Selecteer een pagina

HR 8 juli 2011, ECLI:NL:HR:2011:BQ4372

Een gemeente heeft grote beleidsvrijheid bij het kiezen van de wijze waarop bestuursdwang wordt uitgevoerd en kan de daarmee gemoeide kosten (die bij dwangbevel kunnen worden ingevorderd) verhalen, ook als een andere wijze van uitvoeren wellicht goedkoper zou zijn geweest.

De gemeente Den Haag heeft een woonwagencentrum ontruimd (toepassing van bestuursdwang) en een groot aantal woonwagens naar andere locaties verplaatst. De gemeente heeft er voor gekozen dit in een keer te doen in een 24-uurs-operatie in plaats van telkens een woonwagen te verplaatsen.
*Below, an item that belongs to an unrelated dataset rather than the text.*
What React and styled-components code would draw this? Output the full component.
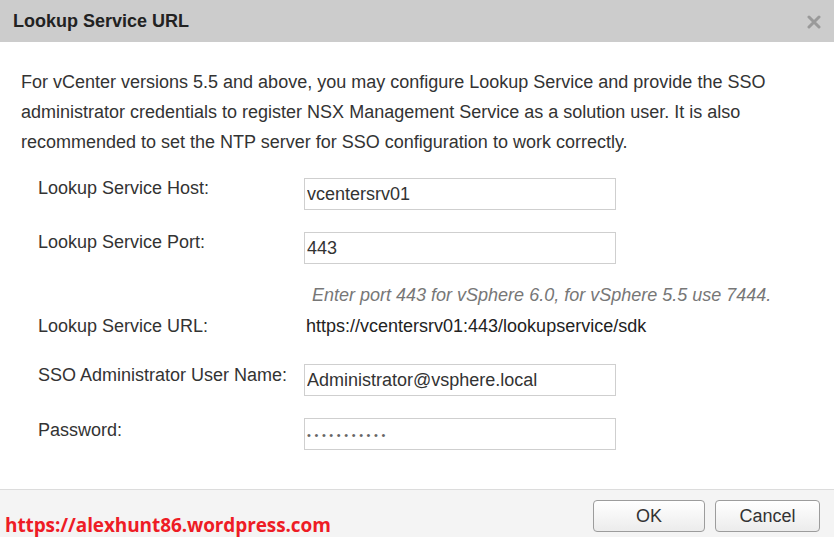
import React from 'react'
import styled, { createGlobalStyle } from 'styled-components'

const Global = createGlobalStyle`
  html, body { margin: 0; padding: 0; background: #fff; }
  body { font-family: "Liberation Sans", Arial, sans-serif; }
  * { box-sizing: border-box; }
`

const Dialog = styled.div`
  width: 834px;
  height: 537px;
  display: flex;
  flex-direction: column;
  background: #fff;
  overflow: hidden;
`

const Header = styled.div`
  height: 42px;
  flex: none;
  background: #cccccc;
  display: flex;
  align-items: center;
  justify-content: space-between;
  padding: 0 13px;
`

const Title = styled.h1`
  margin: 0;
  font-size: 18px;
  font-weight: bold;
  color: #222;
`

const Close = styled.button`
  border: 0;
  background: none;
  padding: 0;
  width: 14px;
  height: 14px;
  display: flex;
  margin-top: 2px;
  cursor: pointer;
`

const Body = styled.div`
  flex: 1;
  padding: 25px 21px 0;
`

const Intro = styled.p`
  margin: 0;
  width: 752px;
  font-size: 18px;
  line-height: 30px;
  color: #333;
`

const Form = styled.div`
  display: grid;
  grid-template-columns: 266px 312px;
  margin: 21px 0 0 17px;
`

const Label = styled.div`
  font-size: 18px;
  line-height: 20px;
  white-space: nowrap;
  color: #333;
  margin-top: ${p => p.$top || 0}px;
  padding-top: ${p => p.$pad || 0}px;
`

const Input = styled.input`
  width: 312px;
  height: 32px;
  border: 1px solid #cfcfcf;
  padding: 1px 2px 0;
  font-family: "Liberation Sans", Arial, sans-serif;
  font-size: 18px;
  color: #333;
  margin-top: ${p => p.$top || 0}px;
  outline: none;
  &[type='password'] {
    font-size: 11px;
    letter-spacing: 3.6px;
    color: #666;
  }
`

const Hint = styled.div`
  grid-column: 2 / span 1;
  white-space: nowrap;
  margin-top: 21px;
  padding-left: 8px;
  font-size: 18px;
  line-height: 20px;
  font-style: italic;
  color: #777;
`

const Value = styled.div`
  margin-top: 11px;
  padding-left: 2px;
  white-space: nowrap;
  font-size: 18px;
  line-height: 20px;
  color: #222;
`

const Footer = styled.div`
  height: 48px;
  flex: none;
  border-top: 1px solid #dcdcdc;
  background: #f4f4f4;
  display: flex;
  justify-content: space-between;
  padding: 10px 14px 0 5px;
`

const Watermark = styled.a`
  align-self: flex-end;
  font-family: "Open Sans", sans-serif;
  font-weight: bold;
  font-size: 19px;
  line-height: 24px;
  color: #ee1c25;
  text-decoration: none;
  letter-spacing: -0.1px;
`

const Buttons = styled.div`
  display: flex;
  gap: 10px;
  align-items: flex-start;
`

const Button = styled.button`
  width: ${p => p.$w}px;
  height: 32px;
  border: 1px solid #9c9c9c;
  border-radius: 4px;
  background: linear-gradient(#ffffff, #ececec);
  font-family: "Liberation Sans", Arial, sans-serif;
  font-size: 18px;
  color: #333;
  padding: 0;
  cursor: pointer;
`

export default function App() {
  return (
    <Dialog>
      <Global />
      <Header>
        <Title>Lookup Service URL</Title>
        <Close aria-label="Close">
          <svg width="14" height="14" viewBox="0 0 14 14">
            <path d="M2 2 L12 12 M12 2 L2 12" stroke="#9a9a9a" strokeWidth="3" strokeLinecap="round" />
          </svg>
        </Close>
      </Header>
      <Body>
        <Intro>
          For vCenter versions 5.5 and above, you may configure Lookup Service and provide the SSO
          administrator credentials to register NSX Management Service as a solution user. It is also
          recommended to set the NTP server for SSO configuration to work correctly.
        </Intro>
        <Form>
          <Label>Lookup Service Host:</Label>
          <Input defaultValue="vcentersrv01" />

          <Label $top={22}>Lookup Service Port:</Label>
          <Input $top={22} defaultValue="443" />

          <Hint>Enter port 443 for vSphere 6.0, for vSphere 5.5 use 7444.</Hint>

          <Label $top={11}>Lookup Service URL:</Label>
          <Value>https://vcentersrv01:443/lookupservice/sdk</Value>

          <Label $top={28} $pad={1}>SSO Administrator User Name:</Label>
          <Input $top={28} defaultValue="Administrator@vsphere.local" />

          <Label $top={22} $pad={2}>Password:</Label>
          <Input $top={22} type="password" defaultValue="12345678901" />
        </Form>
      </Body>
      <Footer>
        <Watermark href="#">https://alexhunt86.wordpress.com</Watermark>
        <Buttons>
          <Button $w={112}>OK</Button>
          <Button $w={105}>Cancel</Button>
        </Buttons>
      </Footer>
    </Dialog>
  )
}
Daaraan lagen doelmatigheids-, maar vooral ook veiligheidsoverwegingen aan te grondslag. De woonwagenbewoners die de kosten van de bestuursdwang dienden te voldoen (deze werden ingevorderd bij dwangbevel) stelden dat de ontruiming in een keer veel duurder was dan separate verplaatsing. Zij vonden met dat argument gehoor bij het hof die een (groot) gedeelte van de kosten voor eigen rekening van de gemeente liet.

De Hoge Raad vernietigt dat arrest. Hij stelt voorop dat de kosten van bestuursdwang in beginsel voor rekening komen van de woonwagenbewoners, tenzij hen geen verwijt valt te maken van de ontstane situatie of als het algemeen belang in die mate is betrokken, dat de kosten in redelijkheid niet of niet geheel voor rekening van de woonwagenbewoners zouden moeten komen. Wel moet nog worden bezien of de hoogte van de kosten van bestuursdwang reden zouden moeten zijn om daarvan af te zien.

Bij het bepalen van de wijze waarop toepassing aan aangezegde bestuursdwang wordt gegeven, komt de gemeente volgens de Hoge Raad grote beleidsvrijheid toe, binnen de grenzen van evenredigheid en proportionaliteit. Het hof had niet vastgesteld dat de gemeente die grenzen had overtreden. Daarom valt, aldus de Hoge Raad, ook niet in te zien dat de gemeente in de gegeven omstandigheden niet mocht kiezen voor het verplaatsen van de woonwagens in één doorlopende actie. Het hof heeft de beperking van het kostenverhaal echter doen steunen op zijn oordeel dat de aanzegging van de bestuursdwang, dan wel het bestuursdwangbesluit, de omvang van de verhaalbare kosten bepaalt. Nu de gemeente geen groepsaanzegging van bestuursdwang heeft doen uitgaan, kunnen volgens het hof de meerkosten van de gekozen doorlopende actie niet op de woonwagenbewoners worden verhaald. Dat is volgens de Hoge Raad onjuist. Voor de vraag of de redelijkheid meebrengt dat niet alle gemaakte kosten op de overtreder worden verhaald is de inhoud van de aanzegging of van het besluit niet van belang. Bovendien kent de wet geen groepsaanzegging, zodat het oordeel van het hof in zoverre juist is.

Uit dit arrest volgt daarmee dat overheden een grote beleidsvrijheid hebben bij de uitvoering van bestuursdwang en dat de daarmee gemoeide kosten in beginsel kunnen worden verhaald, ook als voor een wellicht goedkopere oplossing had kunnen worden gekozen. Wel moet de wijze van uitvoering evenredig en proportioneel zijn, maar die grenzen worden, zoals ook in deze zaak, niet snel overschreden.

De gemeente is in cassatie bijgestaan door de auteur.